**AIM OF THE TASK**
Write out the listing from the line with "Recreate this image" to the line with "const HIGHLIGHTED = 'RSS News Feed';", both lines included, exactly and nothing beyond. Leave pictures out.

Front-end source files:
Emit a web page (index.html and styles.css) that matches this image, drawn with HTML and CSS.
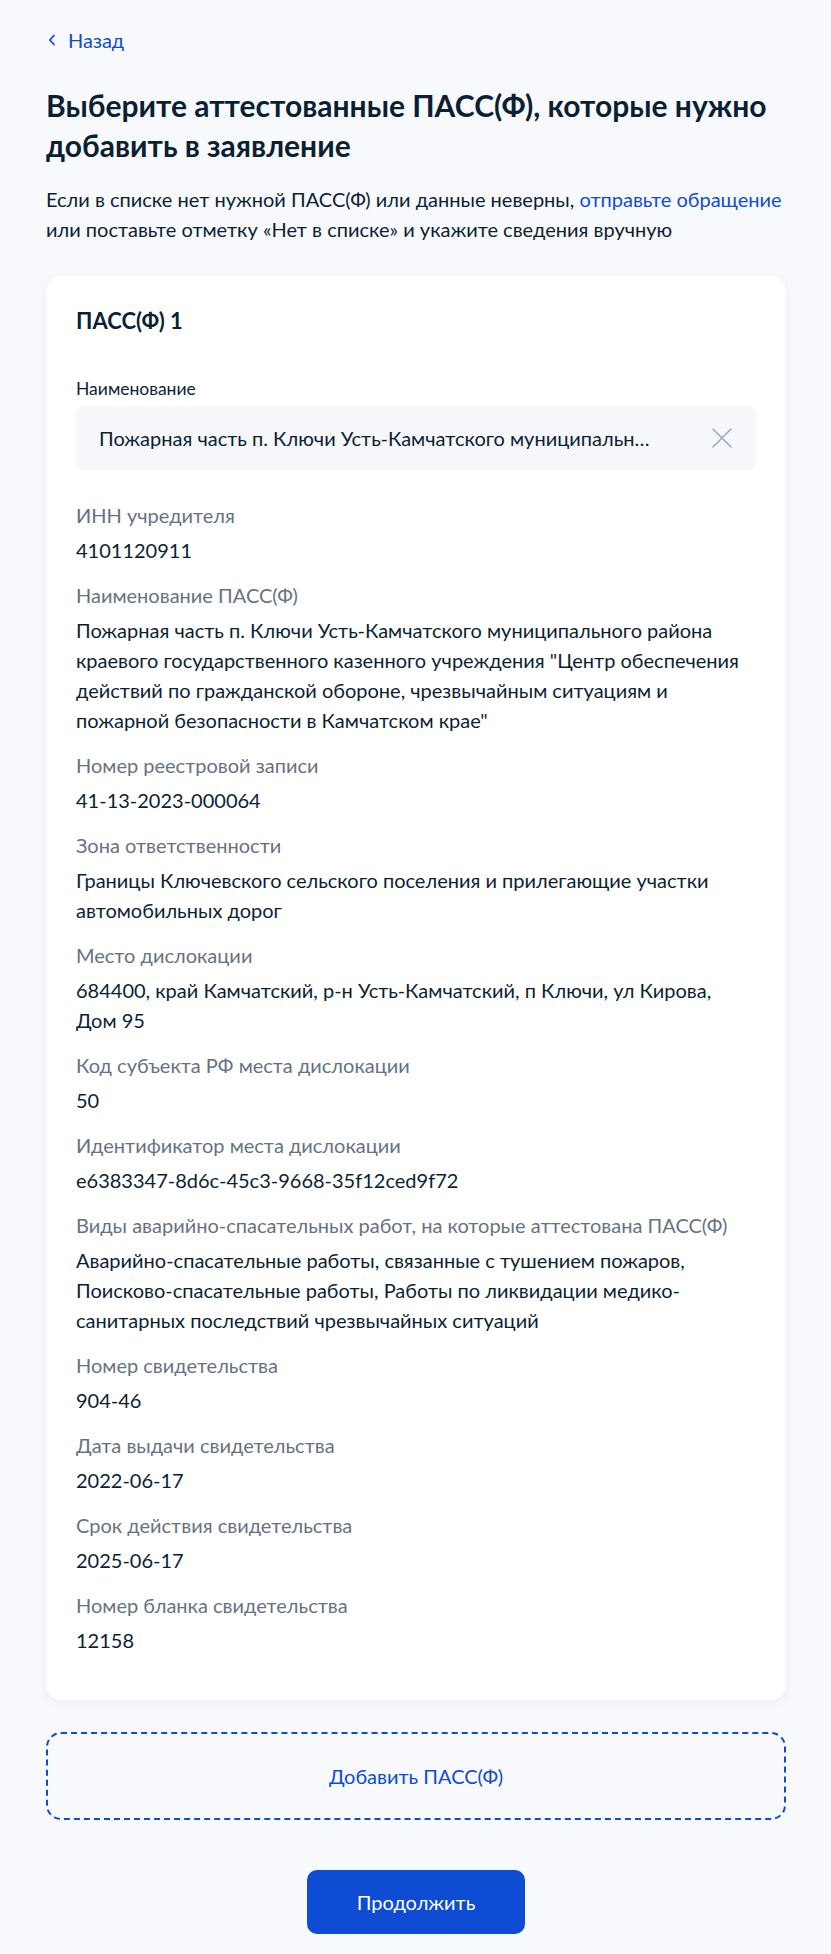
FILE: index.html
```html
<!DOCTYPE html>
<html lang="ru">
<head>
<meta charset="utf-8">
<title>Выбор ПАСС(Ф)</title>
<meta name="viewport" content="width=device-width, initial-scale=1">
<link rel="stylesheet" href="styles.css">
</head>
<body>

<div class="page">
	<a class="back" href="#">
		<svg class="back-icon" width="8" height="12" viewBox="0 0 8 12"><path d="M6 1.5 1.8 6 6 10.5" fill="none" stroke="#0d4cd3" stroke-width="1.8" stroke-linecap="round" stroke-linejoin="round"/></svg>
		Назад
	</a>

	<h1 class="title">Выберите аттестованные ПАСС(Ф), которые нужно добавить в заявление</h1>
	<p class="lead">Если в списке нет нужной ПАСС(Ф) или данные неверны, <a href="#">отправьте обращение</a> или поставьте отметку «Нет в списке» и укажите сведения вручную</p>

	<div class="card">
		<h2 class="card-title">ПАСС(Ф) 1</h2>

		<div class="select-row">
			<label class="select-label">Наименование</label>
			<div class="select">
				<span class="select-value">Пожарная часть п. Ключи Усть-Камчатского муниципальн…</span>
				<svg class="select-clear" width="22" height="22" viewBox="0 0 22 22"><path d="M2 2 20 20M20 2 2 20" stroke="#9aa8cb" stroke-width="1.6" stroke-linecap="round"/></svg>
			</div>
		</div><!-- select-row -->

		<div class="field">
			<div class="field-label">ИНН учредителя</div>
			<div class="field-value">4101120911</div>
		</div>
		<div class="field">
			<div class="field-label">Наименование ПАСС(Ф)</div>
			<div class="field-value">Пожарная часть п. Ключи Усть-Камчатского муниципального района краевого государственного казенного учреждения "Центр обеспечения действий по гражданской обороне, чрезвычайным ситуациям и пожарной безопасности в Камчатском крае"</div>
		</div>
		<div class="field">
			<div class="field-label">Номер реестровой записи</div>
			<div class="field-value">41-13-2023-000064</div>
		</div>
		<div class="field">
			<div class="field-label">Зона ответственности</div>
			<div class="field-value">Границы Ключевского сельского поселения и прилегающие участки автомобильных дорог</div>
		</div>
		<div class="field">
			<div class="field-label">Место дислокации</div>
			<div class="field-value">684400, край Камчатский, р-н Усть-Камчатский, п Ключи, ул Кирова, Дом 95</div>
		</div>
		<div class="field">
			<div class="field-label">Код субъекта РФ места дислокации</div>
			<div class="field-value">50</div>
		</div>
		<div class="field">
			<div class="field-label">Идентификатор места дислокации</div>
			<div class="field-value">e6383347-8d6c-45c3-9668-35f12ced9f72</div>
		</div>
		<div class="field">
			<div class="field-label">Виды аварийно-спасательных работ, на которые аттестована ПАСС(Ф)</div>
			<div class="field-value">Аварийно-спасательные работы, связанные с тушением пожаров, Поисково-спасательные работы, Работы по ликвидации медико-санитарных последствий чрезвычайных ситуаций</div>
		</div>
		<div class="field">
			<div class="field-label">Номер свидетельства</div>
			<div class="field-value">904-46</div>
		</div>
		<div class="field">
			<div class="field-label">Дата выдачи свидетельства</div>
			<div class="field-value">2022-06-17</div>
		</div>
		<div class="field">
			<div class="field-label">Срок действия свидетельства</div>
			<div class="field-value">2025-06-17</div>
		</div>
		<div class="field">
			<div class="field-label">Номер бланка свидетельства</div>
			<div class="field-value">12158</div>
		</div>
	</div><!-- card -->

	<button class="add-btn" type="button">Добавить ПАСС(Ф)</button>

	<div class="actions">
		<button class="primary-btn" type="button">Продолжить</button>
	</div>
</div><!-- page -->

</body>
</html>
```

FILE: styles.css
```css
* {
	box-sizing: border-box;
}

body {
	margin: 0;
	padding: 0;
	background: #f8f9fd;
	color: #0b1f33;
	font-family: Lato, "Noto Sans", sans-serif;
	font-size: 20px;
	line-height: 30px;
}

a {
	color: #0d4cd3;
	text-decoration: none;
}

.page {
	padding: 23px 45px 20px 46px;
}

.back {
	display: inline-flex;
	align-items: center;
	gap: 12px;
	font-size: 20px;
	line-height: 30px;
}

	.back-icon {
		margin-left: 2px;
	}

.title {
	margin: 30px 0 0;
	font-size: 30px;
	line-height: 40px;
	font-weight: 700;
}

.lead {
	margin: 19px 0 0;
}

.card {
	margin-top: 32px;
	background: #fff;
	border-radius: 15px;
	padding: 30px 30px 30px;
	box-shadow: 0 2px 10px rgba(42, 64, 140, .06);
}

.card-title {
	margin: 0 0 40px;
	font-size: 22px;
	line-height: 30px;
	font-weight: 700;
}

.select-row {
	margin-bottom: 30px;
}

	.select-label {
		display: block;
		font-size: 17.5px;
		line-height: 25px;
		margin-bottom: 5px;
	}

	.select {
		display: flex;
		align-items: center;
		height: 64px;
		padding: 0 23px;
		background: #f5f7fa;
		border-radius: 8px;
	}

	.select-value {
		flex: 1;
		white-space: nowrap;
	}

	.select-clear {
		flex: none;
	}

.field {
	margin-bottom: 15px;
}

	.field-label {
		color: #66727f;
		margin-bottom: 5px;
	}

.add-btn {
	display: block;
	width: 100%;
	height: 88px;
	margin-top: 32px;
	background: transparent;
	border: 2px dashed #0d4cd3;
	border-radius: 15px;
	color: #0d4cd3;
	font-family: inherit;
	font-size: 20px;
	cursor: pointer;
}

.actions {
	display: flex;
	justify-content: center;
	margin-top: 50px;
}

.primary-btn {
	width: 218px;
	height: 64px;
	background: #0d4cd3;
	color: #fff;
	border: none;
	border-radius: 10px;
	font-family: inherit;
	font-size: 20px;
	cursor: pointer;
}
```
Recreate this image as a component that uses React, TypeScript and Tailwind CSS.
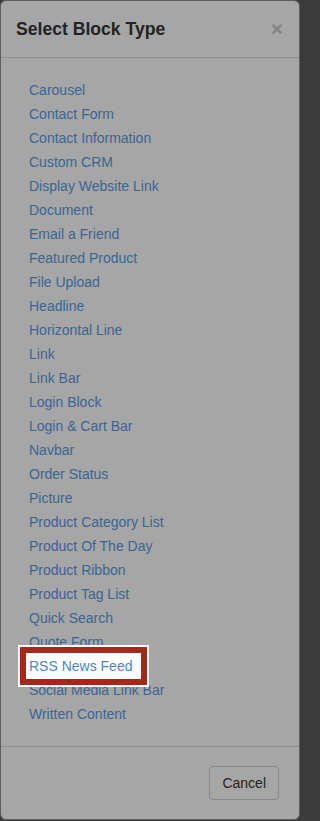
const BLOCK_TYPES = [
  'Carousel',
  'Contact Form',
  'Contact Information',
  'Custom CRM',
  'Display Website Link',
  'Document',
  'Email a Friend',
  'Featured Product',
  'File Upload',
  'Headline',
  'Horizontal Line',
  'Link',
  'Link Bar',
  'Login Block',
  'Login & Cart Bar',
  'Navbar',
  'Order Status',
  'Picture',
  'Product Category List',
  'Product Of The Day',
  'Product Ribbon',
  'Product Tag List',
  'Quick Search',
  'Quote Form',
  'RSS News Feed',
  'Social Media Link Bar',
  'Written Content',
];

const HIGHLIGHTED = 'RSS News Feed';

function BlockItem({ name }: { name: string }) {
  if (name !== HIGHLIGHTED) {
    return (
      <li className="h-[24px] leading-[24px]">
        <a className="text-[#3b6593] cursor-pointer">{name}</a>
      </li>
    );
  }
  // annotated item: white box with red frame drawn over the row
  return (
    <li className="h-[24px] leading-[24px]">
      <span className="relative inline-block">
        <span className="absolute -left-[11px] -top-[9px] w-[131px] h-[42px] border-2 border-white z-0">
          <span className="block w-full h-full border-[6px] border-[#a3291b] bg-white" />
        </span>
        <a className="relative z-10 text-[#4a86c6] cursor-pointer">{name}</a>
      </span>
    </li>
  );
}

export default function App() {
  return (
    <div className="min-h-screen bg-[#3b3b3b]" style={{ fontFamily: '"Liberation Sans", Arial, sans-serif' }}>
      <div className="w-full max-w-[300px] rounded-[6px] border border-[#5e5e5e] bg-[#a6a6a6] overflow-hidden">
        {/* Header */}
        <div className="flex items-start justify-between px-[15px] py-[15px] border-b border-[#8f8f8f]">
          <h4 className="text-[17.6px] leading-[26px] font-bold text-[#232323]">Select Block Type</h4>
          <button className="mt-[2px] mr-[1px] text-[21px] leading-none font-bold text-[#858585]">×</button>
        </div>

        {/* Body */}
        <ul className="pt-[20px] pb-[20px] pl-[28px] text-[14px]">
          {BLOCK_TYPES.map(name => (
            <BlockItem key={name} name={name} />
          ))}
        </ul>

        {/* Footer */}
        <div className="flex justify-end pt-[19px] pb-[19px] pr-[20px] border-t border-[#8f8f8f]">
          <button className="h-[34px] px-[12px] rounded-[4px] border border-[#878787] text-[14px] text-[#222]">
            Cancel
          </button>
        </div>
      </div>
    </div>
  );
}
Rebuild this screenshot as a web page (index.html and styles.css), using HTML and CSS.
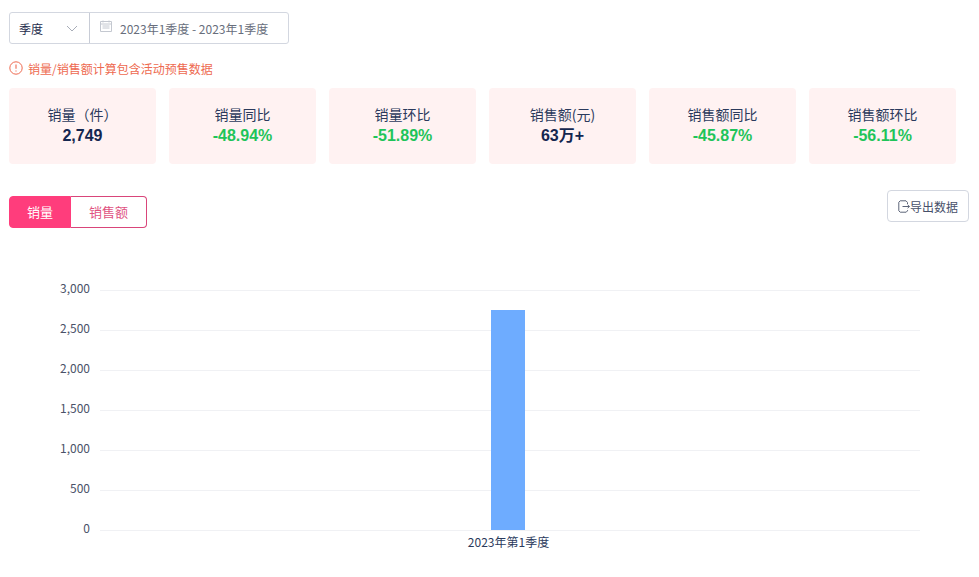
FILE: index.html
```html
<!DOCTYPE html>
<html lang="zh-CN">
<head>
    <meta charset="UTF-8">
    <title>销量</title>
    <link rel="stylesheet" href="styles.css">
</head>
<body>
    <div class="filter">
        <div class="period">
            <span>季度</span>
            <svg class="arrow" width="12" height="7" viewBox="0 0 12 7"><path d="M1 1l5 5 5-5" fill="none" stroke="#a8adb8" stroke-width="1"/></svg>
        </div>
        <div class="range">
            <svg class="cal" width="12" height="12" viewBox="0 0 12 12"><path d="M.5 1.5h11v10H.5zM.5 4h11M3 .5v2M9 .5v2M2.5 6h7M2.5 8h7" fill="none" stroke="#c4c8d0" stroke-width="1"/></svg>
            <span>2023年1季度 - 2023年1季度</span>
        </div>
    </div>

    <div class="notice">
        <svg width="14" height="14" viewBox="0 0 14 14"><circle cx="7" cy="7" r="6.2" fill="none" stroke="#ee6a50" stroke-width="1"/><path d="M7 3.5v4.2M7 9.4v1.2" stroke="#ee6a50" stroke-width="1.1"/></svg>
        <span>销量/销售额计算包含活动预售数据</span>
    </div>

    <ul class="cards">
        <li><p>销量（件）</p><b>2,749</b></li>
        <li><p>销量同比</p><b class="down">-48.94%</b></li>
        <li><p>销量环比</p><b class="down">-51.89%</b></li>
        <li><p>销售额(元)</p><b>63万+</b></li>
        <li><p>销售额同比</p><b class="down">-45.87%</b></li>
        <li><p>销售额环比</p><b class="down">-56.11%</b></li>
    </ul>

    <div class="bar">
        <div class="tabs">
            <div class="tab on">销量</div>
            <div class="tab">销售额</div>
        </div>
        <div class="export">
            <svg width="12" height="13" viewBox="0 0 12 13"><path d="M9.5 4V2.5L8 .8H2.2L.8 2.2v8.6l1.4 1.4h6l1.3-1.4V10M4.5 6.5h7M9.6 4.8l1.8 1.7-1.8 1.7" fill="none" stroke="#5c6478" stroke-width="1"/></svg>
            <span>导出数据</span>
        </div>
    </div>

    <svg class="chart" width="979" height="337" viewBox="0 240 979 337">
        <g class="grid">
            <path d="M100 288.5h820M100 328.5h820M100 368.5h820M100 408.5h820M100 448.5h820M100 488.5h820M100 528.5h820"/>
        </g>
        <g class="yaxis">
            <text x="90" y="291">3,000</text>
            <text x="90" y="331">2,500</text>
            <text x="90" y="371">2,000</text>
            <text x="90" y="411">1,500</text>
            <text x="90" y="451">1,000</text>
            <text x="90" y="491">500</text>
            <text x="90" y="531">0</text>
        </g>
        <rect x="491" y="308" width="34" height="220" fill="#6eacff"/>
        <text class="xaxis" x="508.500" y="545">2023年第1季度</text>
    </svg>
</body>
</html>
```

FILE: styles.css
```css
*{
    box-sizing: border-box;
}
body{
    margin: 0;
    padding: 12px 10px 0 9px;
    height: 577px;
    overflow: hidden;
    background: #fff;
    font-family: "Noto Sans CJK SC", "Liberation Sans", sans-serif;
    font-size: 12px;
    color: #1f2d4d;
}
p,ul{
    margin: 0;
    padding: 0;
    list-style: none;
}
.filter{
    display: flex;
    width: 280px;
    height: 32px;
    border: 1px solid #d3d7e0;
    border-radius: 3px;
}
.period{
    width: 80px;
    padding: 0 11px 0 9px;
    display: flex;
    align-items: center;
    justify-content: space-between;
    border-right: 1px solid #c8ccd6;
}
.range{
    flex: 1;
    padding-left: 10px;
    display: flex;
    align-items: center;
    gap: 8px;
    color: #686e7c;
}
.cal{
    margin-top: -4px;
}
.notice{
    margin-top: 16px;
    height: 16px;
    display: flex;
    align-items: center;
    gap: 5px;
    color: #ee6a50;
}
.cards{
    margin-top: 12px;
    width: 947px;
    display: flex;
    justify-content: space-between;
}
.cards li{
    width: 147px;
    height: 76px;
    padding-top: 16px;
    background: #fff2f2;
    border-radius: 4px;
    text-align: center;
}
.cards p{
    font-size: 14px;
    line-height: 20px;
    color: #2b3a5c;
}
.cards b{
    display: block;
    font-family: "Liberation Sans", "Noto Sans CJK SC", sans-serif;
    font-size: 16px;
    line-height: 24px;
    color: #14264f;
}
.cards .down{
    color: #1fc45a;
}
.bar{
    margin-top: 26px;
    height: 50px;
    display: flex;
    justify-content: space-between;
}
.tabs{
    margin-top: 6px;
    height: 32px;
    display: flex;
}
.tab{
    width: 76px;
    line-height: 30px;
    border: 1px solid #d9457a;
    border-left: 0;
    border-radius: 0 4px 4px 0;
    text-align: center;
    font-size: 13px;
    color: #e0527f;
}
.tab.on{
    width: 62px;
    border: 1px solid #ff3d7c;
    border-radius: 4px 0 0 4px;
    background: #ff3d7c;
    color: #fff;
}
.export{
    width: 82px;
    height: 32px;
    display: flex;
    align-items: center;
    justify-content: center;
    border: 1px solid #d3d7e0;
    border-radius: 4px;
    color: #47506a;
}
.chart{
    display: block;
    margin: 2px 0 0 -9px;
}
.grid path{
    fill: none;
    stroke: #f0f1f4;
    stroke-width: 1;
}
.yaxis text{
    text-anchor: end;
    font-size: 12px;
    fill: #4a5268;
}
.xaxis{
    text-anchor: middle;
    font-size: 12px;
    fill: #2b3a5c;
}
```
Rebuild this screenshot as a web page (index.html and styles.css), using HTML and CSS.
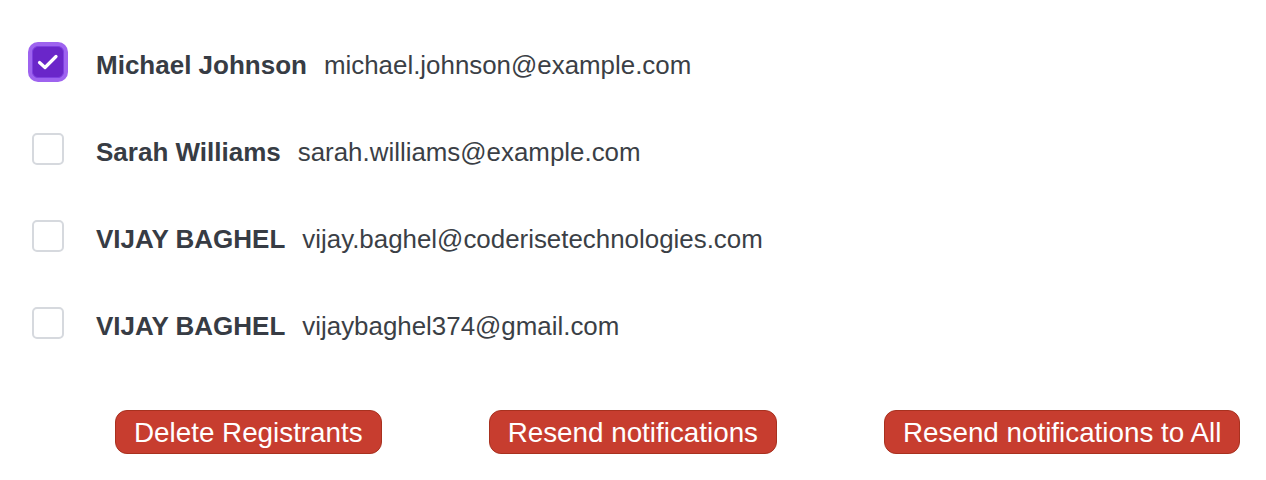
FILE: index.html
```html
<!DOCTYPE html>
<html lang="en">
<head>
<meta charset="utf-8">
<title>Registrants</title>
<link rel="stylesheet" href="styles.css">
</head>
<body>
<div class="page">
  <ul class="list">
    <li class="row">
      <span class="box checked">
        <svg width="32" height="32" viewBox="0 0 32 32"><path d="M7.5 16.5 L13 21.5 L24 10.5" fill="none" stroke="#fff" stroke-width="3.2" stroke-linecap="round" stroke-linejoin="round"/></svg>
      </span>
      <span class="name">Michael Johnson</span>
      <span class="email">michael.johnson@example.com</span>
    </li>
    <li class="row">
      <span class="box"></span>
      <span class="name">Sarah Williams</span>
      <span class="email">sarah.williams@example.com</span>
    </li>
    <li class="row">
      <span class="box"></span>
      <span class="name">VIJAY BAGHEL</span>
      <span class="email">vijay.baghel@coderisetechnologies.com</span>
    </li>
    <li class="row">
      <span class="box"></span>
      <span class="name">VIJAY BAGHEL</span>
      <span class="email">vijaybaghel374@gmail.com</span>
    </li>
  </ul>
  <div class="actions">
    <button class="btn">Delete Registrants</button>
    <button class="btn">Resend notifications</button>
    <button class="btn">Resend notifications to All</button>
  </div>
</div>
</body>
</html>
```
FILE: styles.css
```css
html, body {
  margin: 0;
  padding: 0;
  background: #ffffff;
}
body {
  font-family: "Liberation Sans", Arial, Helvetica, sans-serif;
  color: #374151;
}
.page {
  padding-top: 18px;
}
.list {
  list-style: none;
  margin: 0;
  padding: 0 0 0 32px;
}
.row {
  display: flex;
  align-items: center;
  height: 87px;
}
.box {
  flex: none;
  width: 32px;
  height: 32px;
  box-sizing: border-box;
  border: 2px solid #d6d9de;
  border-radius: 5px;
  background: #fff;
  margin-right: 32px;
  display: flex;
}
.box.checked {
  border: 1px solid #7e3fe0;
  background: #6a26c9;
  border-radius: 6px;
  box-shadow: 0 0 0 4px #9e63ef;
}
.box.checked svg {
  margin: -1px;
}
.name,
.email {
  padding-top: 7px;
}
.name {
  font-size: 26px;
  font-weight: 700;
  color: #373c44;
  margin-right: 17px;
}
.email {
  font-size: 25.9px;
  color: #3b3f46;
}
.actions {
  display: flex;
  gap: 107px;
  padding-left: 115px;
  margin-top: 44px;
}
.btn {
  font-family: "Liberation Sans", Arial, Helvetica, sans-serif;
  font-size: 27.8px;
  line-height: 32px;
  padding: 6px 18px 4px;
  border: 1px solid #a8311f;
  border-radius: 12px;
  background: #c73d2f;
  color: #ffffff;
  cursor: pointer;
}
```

**SOLVED PROBLEM**
Recreate this image as a component that uses React, TypeScript and Tailwind CSS.
const BLOCK_TYPES = [
  'Carousel',
  'Contact Form',
  'Contact Information',
  'Custom CRM',
  'Display Website Link',
  'Document',
  'Email a Friend',
  'Featured Product',
  'File Upload',
  'Headline',
  'Horizontal Line',
  'Link',
  'Link Bar',
  'Login Block',
  'Login & Cart Bar',
  'Navbar',
  'Order Status',
  'Picture',
  'Product Category List',
  'Product Of The Day',
  'Product Ribbon',
  'Product Tag List',
  'Quick Search',
  'Quote Form',
  'RSS News Feed',
  'Social Media Link Bar',
  'Written Content',
];

const HIGHLIGHTED = 'RSS News Feed';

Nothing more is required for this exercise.